[GIVEN DATA]
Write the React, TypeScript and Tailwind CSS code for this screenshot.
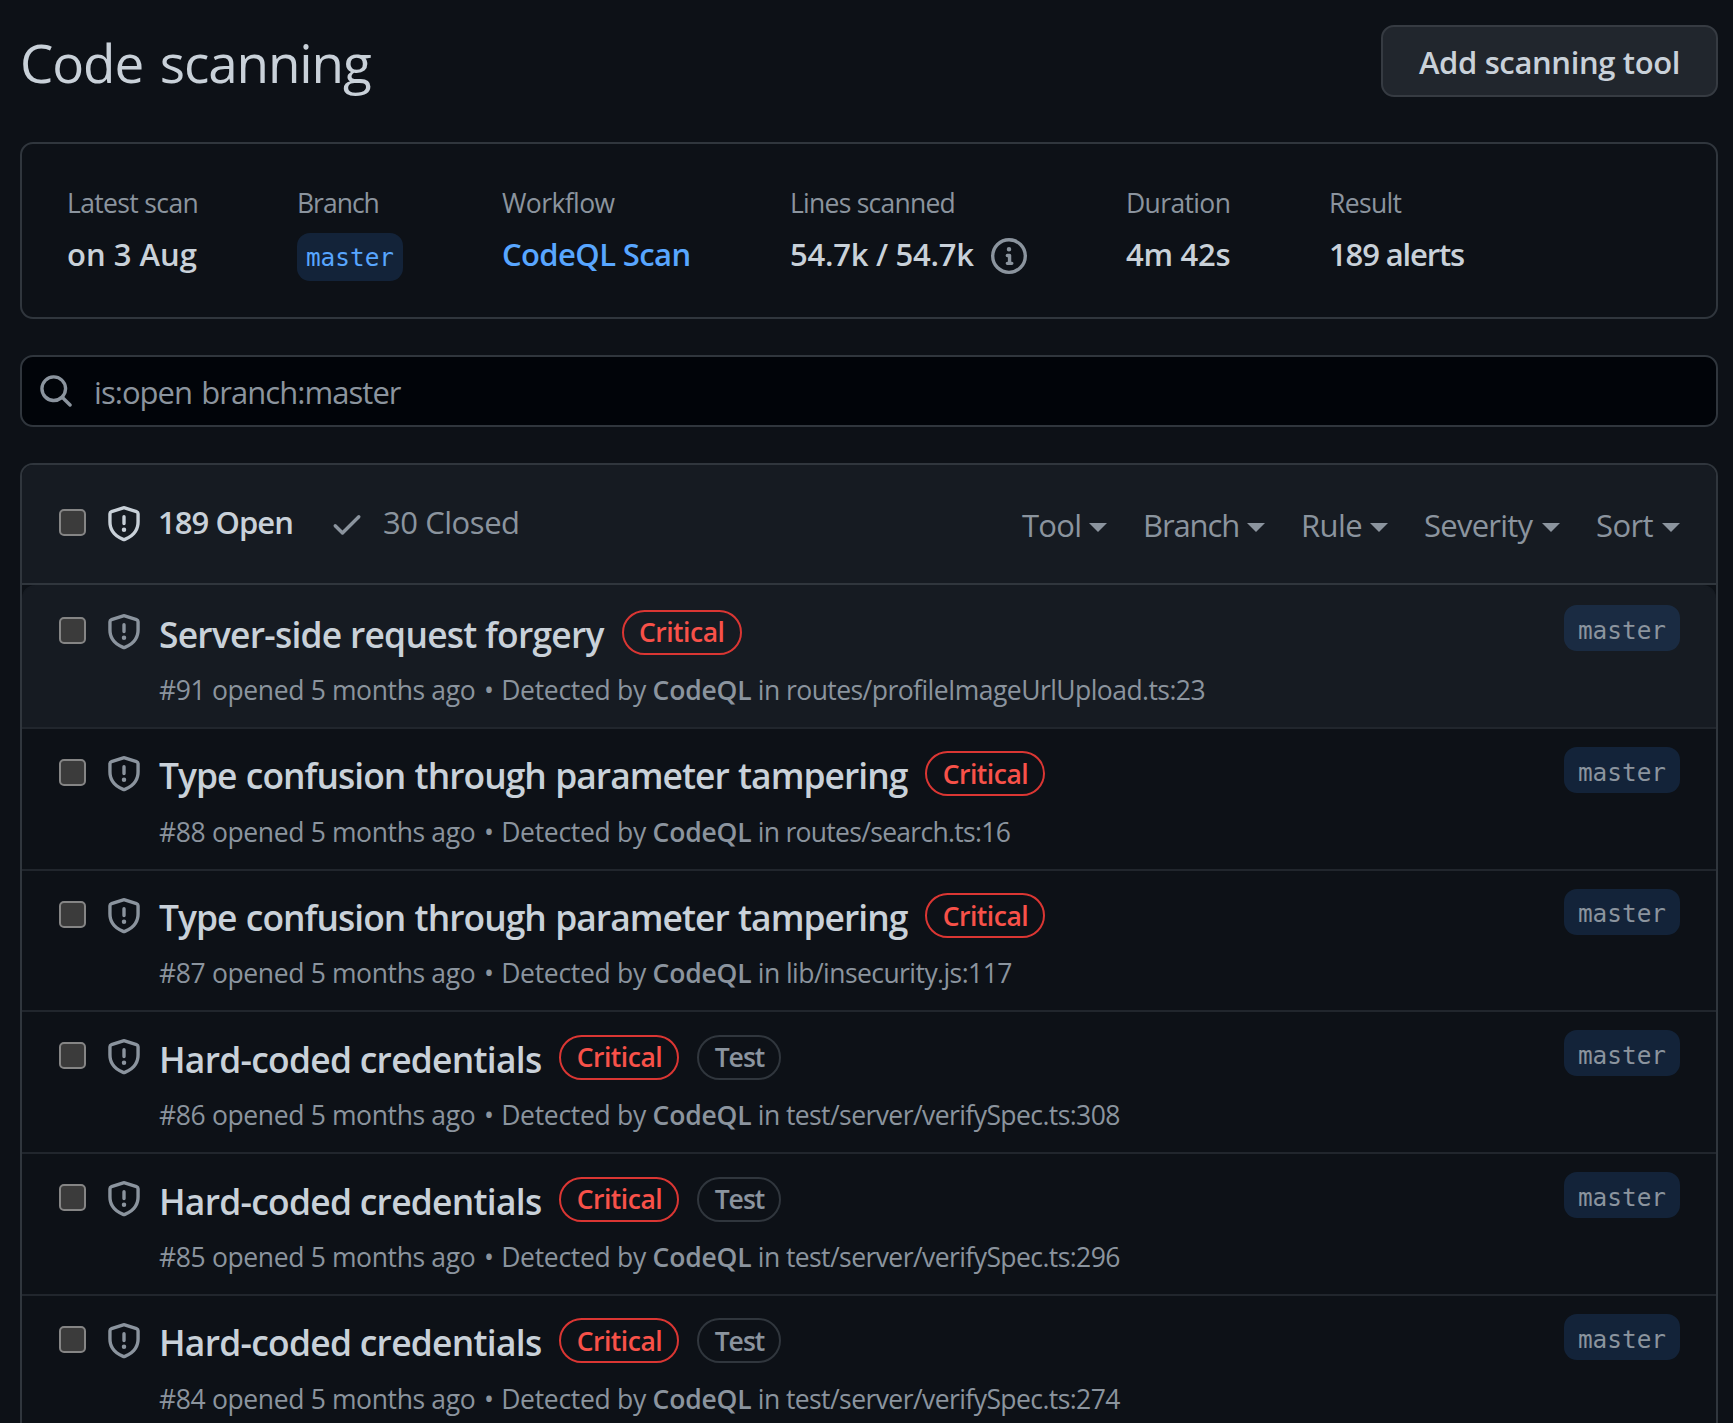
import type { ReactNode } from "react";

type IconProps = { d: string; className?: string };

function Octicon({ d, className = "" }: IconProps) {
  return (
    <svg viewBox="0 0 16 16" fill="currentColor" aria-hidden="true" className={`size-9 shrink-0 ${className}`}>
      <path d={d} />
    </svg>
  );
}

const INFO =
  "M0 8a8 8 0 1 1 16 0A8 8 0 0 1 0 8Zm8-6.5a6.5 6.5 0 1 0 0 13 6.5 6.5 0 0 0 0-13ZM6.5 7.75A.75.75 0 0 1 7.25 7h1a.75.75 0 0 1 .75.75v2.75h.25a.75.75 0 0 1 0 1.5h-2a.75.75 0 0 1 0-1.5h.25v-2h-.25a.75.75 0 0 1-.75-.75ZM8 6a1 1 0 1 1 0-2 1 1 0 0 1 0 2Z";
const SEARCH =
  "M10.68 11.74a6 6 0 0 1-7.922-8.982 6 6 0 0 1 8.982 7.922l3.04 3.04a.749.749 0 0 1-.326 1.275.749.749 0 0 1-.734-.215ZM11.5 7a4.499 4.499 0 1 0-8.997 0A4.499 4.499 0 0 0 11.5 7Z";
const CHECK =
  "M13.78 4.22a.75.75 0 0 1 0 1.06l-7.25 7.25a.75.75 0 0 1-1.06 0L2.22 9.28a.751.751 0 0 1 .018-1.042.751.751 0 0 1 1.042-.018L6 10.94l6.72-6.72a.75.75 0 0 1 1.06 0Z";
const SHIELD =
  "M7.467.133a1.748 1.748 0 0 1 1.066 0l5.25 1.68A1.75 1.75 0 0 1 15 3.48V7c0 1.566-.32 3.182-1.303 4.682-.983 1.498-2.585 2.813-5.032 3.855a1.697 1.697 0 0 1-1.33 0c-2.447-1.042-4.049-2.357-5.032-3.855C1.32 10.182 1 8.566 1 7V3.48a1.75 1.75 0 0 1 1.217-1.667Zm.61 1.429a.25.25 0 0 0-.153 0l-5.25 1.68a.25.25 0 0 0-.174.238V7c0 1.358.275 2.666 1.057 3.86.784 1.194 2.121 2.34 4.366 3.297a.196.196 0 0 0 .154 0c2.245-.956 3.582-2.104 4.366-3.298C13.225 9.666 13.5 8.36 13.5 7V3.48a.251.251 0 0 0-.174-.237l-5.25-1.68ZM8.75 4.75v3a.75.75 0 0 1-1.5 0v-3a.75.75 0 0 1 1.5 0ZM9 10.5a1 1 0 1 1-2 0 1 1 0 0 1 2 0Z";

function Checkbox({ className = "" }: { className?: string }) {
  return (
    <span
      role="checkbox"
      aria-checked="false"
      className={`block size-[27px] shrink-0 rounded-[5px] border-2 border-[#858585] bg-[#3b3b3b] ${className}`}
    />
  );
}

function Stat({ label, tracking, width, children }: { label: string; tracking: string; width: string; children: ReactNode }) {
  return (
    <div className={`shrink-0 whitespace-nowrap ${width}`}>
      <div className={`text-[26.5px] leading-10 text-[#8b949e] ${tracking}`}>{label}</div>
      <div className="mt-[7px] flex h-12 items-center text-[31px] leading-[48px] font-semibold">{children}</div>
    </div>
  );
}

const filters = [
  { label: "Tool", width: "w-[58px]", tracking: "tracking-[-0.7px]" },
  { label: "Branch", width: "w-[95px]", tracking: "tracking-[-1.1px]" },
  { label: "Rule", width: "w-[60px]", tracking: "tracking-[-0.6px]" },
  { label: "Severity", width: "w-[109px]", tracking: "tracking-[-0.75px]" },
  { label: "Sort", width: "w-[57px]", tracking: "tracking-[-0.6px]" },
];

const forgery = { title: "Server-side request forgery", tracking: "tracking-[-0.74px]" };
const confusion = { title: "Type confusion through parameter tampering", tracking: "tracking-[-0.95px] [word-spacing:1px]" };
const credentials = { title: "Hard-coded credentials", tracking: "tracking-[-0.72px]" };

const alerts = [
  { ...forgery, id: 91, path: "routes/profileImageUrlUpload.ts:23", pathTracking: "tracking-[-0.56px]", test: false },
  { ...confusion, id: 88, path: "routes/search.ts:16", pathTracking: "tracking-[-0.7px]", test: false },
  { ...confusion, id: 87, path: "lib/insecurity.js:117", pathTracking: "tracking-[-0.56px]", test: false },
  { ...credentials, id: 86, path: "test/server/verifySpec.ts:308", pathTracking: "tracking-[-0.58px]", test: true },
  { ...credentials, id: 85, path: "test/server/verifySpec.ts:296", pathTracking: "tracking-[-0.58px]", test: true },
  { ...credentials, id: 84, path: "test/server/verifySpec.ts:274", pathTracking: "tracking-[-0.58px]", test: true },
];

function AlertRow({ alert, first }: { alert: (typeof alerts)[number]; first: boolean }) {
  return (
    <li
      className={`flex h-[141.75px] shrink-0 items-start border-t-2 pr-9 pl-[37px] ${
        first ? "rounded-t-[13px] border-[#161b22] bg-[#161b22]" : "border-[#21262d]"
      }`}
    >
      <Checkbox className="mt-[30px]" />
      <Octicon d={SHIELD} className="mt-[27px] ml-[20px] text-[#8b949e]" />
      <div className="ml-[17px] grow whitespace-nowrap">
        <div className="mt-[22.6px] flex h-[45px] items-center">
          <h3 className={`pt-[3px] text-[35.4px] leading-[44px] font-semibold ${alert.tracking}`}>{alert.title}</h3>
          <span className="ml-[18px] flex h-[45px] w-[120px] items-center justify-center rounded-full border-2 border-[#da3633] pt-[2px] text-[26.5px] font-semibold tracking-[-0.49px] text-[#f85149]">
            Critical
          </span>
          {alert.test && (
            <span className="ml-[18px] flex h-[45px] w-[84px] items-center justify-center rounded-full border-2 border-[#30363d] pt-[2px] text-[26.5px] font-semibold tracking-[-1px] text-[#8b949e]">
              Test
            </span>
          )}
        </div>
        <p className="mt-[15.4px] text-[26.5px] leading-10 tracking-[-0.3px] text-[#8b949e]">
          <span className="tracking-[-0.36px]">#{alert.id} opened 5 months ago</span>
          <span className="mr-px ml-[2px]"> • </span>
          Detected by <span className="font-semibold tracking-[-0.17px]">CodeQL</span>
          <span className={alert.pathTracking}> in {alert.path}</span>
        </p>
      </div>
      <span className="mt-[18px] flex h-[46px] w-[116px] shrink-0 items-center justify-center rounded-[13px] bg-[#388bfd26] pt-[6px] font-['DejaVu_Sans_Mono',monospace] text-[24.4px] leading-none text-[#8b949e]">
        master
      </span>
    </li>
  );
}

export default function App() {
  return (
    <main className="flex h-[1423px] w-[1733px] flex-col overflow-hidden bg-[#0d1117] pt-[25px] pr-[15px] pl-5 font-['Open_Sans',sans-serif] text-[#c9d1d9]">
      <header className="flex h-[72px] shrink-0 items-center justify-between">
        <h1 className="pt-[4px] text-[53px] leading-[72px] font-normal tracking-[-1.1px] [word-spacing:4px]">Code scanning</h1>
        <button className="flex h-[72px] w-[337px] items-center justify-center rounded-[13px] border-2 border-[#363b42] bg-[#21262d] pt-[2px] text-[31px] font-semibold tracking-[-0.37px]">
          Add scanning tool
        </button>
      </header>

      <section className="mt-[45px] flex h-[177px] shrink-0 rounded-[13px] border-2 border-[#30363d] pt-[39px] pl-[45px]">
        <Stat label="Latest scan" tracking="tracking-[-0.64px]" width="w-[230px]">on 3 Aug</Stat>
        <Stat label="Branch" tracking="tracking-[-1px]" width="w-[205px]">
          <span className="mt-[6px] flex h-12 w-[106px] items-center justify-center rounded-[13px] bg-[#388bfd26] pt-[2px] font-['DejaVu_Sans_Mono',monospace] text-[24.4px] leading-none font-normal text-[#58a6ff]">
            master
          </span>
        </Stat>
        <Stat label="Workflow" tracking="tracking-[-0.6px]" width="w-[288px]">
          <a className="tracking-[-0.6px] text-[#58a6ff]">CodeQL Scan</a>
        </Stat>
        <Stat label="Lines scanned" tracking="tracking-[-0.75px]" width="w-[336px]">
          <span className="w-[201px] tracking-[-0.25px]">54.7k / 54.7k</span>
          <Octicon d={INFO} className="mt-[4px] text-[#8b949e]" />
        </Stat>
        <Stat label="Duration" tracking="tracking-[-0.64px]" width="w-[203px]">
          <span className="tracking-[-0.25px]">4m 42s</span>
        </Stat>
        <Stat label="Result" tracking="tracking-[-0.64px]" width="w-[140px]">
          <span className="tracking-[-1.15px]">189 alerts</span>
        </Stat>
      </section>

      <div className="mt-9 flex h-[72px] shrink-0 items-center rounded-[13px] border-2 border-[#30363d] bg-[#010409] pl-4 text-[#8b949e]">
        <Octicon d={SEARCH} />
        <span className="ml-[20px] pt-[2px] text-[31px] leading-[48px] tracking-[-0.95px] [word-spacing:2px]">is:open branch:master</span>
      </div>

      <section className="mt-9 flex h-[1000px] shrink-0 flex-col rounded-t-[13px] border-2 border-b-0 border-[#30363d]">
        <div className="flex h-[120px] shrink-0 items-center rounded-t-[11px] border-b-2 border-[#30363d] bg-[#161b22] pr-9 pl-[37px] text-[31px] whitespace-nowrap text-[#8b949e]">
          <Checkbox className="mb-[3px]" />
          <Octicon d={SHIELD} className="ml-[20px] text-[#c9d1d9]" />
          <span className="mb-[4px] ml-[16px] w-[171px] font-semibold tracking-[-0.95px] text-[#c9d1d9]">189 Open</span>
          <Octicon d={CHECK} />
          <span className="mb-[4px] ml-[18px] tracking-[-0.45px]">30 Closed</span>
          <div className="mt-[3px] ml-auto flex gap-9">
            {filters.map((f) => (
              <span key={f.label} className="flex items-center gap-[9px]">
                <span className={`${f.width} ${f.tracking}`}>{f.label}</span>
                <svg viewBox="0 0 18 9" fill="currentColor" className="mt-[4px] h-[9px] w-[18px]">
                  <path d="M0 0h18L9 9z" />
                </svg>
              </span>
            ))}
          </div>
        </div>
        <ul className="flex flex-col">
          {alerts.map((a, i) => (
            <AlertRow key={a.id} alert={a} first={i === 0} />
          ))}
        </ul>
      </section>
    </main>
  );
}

[GIVEN REQUEST] Repeat only the lines between the start of the data and the line with "string; className?: string", including those two lines, and skip the pictures.

[SOLUTION FOR THIS TASK]
Write the React, TypeScript and Tailwind CSS code for this screenshot.
import type { ReactNode } from "react";

type IconProps = { d: string; className?: string };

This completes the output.